Terry J. Reedy added the comment:

The problem is the 'putenv' and 'getenv' appear to be parallel, and seem to be 
documented as being parallel
"Set the environment variable named key to the string value."
"Return the value of the environment variable key if it exists,"
but they are not. Getenv actually looks up the key in the internal os.environ 
copy while putenv puts to the actual external environment.

This tripped-up someone today on python-list, who did putenv(key, val); 
getenv(key) and wondered why putenv seemed to have no effect.

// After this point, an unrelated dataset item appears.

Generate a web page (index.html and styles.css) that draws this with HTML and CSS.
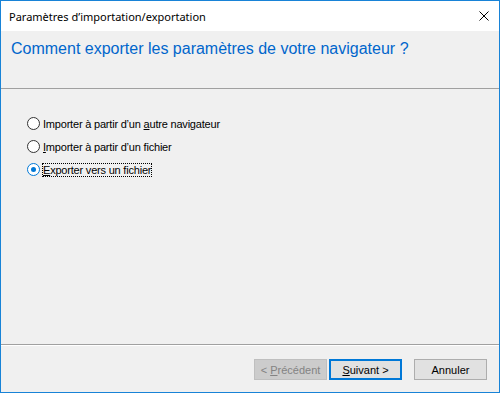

I think the solution for this should be to document the asymmetry by adding ' 
in os.environ' after 'key' in the getenv doc.

--
putenv should not also update os.environ because one can already do that with 
"os.environ[key] = value" (as recommended) and because the latter uses putenv 
*if available* to also update the external environment *if possible*. Note that 
at the time this system was designed, not all systems supported putenv (and 
perhaps not 'true' getenv either).

getenv(key) is not the same as os.environ[key] because the former has an 
optional 'default' parameter that defaults to None. So aside from 
back-compatibility, I do not think the behavior of existing code should change.

A new parameter might be possible. To implement it, one would have to augment 
the underlying, undocumented, C-coded (for CPython) os-specific module --  
posix, nt, os2, ce -- to define a new os-specific getenv function that 
parallels the os-specific putenv function.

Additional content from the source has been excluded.